** Stored records **
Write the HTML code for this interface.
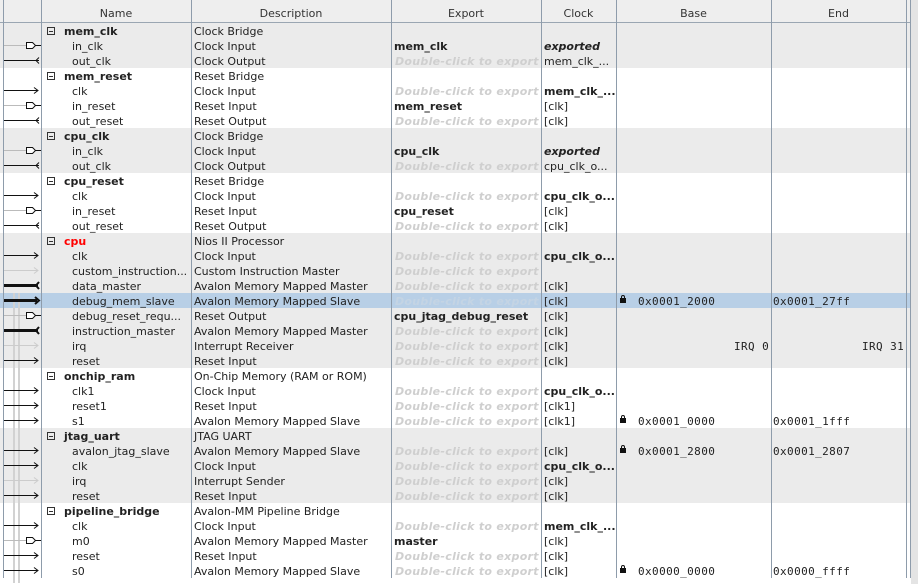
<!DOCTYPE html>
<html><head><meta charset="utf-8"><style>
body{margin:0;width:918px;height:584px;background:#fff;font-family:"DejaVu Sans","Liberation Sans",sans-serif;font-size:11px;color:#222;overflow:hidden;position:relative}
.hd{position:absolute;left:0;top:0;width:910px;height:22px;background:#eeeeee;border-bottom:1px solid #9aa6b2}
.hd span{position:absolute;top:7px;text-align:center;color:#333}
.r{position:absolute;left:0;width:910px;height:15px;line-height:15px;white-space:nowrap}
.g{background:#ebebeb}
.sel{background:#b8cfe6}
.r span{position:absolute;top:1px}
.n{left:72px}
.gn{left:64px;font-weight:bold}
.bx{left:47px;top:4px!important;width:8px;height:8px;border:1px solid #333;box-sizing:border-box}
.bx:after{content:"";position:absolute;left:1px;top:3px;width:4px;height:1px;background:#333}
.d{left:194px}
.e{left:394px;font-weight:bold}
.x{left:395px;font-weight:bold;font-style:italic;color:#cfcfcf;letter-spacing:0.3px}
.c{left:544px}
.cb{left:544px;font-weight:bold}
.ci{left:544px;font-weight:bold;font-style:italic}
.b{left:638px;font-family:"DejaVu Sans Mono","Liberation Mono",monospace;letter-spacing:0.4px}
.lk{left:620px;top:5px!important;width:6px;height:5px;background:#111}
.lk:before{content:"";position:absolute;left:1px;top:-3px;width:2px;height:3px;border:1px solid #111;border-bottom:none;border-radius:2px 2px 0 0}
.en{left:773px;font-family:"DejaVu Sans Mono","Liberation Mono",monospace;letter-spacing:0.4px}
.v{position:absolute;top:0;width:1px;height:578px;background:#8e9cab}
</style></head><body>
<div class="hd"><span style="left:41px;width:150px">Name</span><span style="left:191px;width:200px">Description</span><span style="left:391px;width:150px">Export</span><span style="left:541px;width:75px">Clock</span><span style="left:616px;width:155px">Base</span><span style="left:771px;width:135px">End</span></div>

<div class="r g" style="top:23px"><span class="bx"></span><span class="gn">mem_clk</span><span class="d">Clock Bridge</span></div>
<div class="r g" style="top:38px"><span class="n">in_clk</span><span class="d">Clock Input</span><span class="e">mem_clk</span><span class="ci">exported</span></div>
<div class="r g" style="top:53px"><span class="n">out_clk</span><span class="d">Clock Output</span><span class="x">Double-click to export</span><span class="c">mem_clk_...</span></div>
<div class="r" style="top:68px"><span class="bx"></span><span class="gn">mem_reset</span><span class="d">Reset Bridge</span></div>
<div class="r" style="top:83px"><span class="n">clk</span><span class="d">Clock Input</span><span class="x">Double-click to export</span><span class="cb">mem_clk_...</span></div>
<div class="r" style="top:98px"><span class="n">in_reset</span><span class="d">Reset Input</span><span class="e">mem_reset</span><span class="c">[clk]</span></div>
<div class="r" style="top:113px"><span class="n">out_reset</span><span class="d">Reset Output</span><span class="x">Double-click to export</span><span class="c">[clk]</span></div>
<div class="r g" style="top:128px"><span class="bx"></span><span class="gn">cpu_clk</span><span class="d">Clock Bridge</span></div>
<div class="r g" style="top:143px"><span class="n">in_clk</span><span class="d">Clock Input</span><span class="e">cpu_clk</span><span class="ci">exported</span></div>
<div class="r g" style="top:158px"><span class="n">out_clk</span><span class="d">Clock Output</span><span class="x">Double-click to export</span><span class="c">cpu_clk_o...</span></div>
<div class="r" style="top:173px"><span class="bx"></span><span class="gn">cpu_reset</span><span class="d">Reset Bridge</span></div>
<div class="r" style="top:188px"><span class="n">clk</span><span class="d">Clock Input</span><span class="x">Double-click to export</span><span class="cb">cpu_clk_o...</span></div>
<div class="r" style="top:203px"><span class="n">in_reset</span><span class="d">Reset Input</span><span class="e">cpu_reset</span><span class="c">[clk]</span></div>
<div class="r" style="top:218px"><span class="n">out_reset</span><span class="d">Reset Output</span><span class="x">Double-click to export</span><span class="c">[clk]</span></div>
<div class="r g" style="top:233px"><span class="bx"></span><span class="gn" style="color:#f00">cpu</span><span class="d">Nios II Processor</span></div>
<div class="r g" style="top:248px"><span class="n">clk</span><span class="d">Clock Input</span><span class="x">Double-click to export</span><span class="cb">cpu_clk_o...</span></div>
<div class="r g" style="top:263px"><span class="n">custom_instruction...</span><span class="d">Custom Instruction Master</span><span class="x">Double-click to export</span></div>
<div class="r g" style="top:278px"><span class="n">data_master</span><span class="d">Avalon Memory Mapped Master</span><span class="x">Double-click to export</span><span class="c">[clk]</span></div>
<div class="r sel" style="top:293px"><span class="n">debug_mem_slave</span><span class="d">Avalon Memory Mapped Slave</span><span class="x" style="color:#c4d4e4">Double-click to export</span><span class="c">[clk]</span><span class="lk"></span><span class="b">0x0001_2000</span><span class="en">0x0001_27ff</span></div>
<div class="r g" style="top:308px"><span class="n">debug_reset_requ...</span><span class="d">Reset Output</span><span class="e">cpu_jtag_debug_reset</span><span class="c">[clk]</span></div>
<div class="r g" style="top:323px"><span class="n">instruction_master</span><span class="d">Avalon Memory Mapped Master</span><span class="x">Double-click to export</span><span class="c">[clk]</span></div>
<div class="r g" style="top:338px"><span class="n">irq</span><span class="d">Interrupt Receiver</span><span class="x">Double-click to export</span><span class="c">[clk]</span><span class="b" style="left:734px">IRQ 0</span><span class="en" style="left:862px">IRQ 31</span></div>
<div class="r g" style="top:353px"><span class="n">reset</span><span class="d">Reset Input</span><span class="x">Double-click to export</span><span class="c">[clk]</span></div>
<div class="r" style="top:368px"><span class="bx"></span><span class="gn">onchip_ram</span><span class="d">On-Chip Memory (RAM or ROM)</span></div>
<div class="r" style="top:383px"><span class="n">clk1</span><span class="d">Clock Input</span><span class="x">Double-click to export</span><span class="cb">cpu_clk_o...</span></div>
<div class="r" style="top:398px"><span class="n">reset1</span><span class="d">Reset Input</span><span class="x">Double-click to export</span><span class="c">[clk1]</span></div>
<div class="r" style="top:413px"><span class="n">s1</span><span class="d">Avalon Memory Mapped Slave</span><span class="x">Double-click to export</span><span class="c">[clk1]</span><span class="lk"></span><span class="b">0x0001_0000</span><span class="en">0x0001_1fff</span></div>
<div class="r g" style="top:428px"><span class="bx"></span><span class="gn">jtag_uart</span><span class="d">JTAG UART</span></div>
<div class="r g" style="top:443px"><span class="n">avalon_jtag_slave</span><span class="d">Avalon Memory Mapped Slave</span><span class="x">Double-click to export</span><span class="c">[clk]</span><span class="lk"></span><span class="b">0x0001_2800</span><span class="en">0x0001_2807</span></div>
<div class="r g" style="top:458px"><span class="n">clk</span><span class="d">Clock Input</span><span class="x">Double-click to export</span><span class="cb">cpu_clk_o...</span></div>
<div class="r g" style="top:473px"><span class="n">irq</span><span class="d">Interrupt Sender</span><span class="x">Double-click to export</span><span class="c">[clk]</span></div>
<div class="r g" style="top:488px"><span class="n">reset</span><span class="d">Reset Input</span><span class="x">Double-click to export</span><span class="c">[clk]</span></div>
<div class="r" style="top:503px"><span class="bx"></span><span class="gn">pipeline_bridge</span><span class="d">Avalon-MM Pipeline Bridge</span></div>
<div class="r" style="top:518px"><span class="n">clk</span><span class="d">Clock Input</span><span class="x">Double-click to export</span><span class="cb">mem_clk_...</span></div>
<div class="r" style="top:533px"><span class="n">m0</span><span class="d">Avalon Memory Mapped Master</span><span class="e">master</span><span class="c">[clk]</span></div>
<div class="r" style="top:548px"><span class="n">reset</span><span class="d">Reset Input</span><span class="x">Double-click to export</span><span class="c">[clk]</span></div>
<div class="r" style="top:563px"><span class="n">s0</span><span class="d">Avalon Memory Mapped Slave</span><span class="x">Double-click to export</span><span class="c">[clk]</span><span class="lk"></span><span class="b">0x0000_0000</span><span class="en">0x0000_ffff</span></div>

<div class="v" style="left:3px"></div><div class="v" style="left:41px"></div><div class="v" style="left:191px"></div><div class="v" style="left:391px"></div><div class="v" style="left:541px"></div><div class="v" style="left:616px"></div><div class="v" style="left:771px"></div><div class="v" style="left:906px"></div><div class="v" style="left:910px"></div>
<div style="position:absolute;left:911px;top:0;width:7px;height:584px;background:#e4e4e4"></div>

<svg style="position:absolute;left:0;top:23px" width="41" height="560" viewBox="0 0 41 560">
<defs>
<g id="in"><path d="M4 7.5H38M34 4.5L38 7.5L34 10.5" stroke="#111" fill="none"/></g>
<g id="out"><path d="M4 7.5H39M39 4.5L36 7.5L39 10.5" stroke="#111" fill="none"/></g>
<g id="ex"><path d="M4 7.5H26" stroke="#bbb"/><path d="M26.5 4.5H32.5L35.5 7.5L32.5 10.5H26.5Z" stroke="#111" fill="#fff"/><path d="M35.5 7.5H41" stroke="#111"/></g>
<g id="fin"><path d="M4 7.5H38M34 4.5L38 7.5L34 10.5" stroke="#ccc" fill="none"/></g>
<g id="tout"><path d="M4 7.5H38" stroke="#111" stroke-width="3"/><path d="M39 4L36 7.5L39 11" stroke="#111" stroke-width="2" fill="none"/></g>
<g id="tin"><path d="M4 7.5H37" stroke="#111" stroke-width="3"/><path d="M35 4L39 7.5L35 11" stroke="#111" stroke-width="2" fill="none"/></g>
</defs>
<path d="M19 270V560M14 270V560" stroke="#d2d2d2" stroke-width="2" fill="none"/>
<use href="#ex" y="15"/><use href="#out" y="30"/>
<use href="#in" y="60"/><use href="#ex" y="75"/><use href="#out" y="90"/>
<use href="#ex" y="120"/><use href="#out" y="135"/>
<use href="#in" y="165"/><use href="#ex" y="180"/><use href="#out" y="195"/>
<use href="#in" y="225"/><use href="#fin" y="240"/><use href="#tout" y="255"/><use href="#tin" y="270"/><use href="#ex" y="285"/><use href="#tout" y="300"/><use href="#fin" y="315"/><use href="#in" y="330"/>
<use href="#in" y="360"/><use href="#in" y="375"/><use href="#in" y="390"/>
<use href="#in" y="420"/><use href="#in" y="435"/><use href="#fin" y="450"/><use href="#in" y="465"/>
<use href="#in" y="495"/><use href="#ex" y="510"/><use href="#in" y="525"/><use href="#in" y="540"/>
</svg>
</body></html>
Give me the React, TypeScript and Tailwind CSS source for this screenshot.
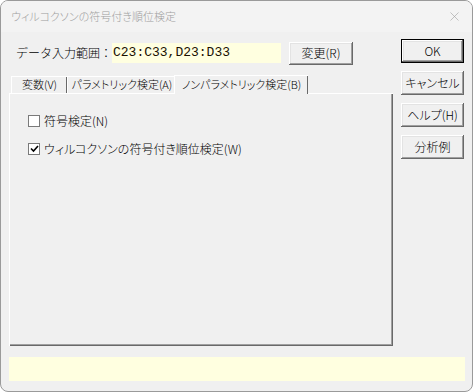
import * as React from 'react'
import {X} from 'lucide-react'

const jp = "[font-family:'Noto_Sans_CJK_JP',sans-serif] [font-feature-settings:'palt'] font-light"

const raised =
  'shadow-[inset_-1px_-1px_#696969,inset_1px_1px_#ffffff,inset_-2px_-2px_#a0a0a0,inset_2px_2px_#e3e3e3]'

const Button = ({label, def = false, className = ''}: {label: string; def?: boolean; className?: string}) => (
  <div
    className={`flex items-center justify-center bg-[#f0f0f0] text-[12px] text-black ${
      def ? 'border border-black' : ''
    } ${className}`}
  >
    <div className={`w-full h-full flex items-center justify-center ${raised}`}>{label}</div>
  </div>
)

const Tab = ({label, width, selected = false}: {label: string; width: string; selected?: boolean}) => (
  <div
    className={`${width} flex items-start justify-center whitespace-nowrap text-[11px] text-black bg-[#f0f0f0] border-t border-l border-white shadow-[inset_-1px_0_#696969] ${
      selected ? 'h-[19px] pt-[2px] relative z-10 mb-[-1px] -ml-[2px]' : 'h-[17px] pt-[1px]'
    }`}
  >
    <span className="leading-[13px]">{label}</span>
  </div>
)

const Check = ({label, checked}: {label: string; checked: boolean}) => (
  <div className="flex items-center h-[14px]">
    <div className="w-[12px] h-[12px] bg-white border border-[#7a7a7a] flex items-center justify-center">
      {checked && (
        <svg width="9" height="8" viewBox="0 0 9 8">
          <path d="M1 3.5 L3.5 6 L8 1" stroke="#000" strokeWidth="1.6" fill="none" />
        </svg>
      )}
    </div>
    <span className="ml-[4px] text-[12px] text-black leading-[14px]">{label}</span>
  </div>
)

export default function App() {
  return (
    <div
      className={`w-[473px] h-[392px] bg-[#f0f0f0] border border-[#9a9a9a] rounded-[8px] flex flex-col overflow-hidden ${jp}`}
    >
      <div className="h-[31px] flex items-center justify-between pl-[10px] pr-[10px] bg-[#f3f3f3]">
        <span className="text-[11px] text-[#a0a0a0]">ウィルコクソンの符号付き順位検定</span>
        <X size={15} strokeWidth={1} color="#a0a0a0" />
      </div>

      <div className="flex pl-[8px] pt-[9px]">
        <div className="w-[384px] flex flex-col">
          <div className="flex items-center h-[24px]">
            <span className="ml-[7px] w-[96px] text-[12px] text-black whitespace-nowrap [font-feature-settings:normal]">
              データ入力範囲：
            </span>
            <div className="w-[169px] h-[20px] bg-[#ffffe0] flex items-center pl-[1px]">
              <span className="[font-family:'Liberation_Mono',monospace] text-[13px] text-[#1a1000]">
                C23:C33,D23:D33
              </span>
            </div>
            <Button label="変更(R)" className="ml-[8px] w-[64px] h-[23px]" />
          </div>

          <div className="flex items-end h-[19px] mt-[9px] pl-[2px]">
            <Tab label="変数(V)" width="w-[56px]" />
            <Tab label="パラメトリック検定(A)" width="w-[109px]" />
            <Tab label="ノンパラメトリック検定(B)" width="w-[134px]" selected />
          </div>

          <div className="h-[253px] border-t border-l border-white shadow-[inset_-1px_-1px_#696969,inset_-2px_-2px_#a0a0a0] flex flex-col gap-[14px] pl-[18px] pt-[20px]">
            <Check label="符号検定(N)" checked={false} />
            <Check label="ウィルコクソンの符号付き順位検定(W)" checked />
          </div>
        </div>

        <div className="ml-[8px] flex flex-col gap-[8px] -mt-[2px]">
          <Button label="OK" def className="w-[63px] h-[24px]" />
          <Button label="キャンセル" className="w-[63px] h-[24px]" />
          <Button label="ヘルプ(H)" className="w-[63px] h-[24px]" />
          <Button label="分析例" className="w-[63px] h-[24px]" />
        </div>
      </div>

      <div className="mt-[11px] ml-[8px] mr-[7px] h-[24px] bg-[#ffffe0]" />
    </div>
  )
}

** To be done **
Copy every line of the listing that contains the word "this".

** Exercise output **
Write the HTML code for this interface.
Give me the React, TypeScript and Tailwind CSS source for this screenshot.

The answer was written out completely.